Kuran'ın Arapça olarak indirilmesi, sadece ilk muhatapların anlaması için değil, aynı zamanda dilin derin anlam katmanları ve edebi zenginliği açısından da büyük önem taşımaktadır. Arapça, kelime ve cümle yapılarında barındırdığı incelikler, eş anlamlı kelimelerin farklı nüansları ve zengin morfolojisi ile Kuran'ın mucizevi anlatımını en iyi şekilde yansıtmaktadır. Kuran'ın edebi üstünlüğü, nazil olduğu dönemde Arap edebiyatının zirvesinde olan Arapları bile hayrete düşürmüştür. Bu durum, Kuran'ın sadece bir metin değil, aynı zamanda bir mucize olduğunu gösteren delillerden biri olarak kabul edilir. Kuran'ın Arapça nazil olması, aynı zamanda İslam ümmeti arasında ortak bir dil ve kültürel bağın oluşmasına da katkıda bulunmuştur.

Vahyin Korunması ve Mushaf Haline Getirilmesi

Kuran-ı Kerim'in Arapça olarak indirilmesi kadar, bu ilahi metnin ilk günkü haliyle korunarak günümüze ulaşması da büyük bir mucizedir. Vahiy nazil oldukça,

  • Hz. Peygamber (s.a.v.) tarafından sahabelere ezberletiliyor,
  • Yazı bilen sahabeler tarafından hurma dallarına, taşlara, derilere ve kemiklere yazılıyordu.
Peygamber Efendimiz'in vefatından sonra, özellikle Yemame Savaşı'nda birçok hafız sahabenin şehit düşmesi üzerine, Hz. Ömer'in teklifi ve Hz. Ebu Bekir'in emriyle Kuran ayetleri bir araya getirilerek Mushaf haline getirildi. Bu ilk Mushaf, Hz. Hafsa'nın yanında muhafaza edildi. Hz. Osman döneminde ise, farklı lehçelerde okumalardan kaynaklanan ihtilafları gidermek ve Kuran'ın tek bir standart üzerine toplanmasını sağlamak amacıyla, Hz. Hafsa'daki Mushaf esas alınarak çoğaltıldı ve İslam coğrafyasının önemli merkezlerine gönderildi. Bu titiz çalışmalar sayesinde Kuran, 1400 yılı aşkın bir süredir hiçbir değişikliğe uğramadan günümüze kadar gelmiştir.

Sonuç olarak, Kuran-ı Kerim'in ilk olarak Arapça nazil olduğu, ayetlerle ve tarihi verilerle sabittir.
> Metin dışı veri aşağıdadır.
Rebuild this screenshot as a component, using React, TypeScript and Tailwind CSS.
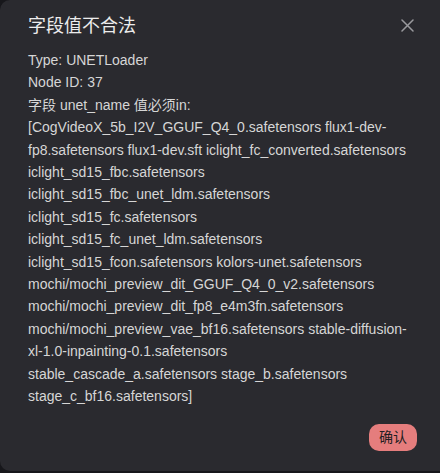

Bu dilin seçimi, hem mesajın ilk muhatapları tarafından anlaşılması hem de Kuran'ın edebi ve anlam derinliğinin en iyi şekilde yansıtılması açısından büyük önem taşımaktadır. Vahyin nazil olduğu andan itibaren büyük bir titizlikle korunması ve Mushaf haline getirilmesi süreci, Kuran'ın ilahi bir kitap olduğunun ve Allah tarafından korunduğunun en önemli delillerinden biridir. Günümüzde dünya genelindeki milyarlarca Müslüman, Kuran'ı Arapça aslından okuyarak veya tercümeleri aracılığıyla anlamaya çalışarak bu kutsal kitaptan feyizlenmektedir.